Les hôpitaux et les structures de santé sont et doivent rester des sanctuaires destinés à préserver la vie humaine. L’effondrement systématique de systèmes de santé auparavant opérationnels auquel nous assistons aujourd’hui à Gaza et ailleurs soulève de graves préoccupations quant aux interprétations laxistes du droit international humanitaire. 

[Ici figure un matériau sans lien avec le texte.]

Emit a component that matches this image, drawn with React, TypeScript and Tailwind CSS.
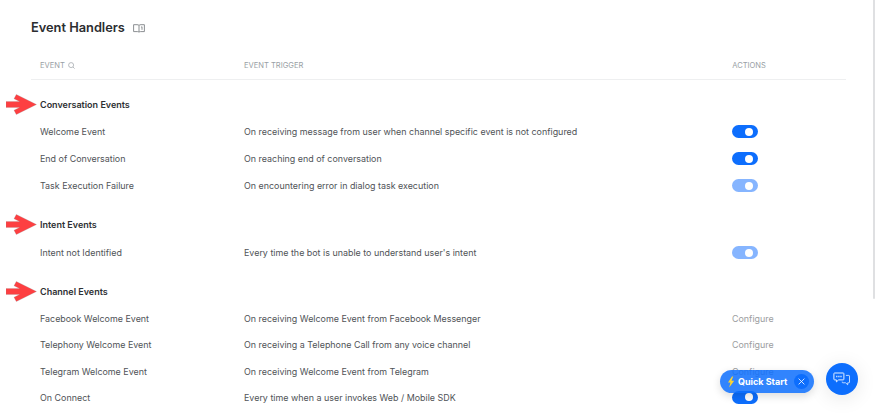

Troisièmement, l’acheminement de l’aide et la distribution des secours dans le sud du Liban continuent de se heurter à des obstacles. Les parties au conflit doivent permettre et faciliter le passage rapide et sans encombre de l’aide humanitaire destinée aux civils. Pour pouvoir atteindre les personnes qui ont besoin d’aide, les travailleurs humanitaires doivent pouvoir s’appuyer sur des mécanismes de coordination et des garanties de sécurité fournies en temps réel.

Monsieur le Président, Mesdames et Messieurs les ministres, chers collègues,

Imaginez quels seraient les bienfaits pour les civils si ces trois appels étaient entendus sur le champ de bataille.

Il est grand temps qu’une action politique résolue vienne mettre fin aux effusions de sang, aux souffrances indescriptibles et aux destructions massives. Le droit international humanitaire exige que les otages soient libérés, que les détenus soient traités avec humanité, que les populations déplacées puissent regagner leurs foyers, et que les habitants du Liban, de Gaza et d’Israël puissent à nouveau vivre en sécurité et dans la dignité.

Et plus important encore : rien de tout cela n’est négociable. Chacune des parties est tenue de se conformer au droit international humanitaire indépendamment de ce que l’autre fait.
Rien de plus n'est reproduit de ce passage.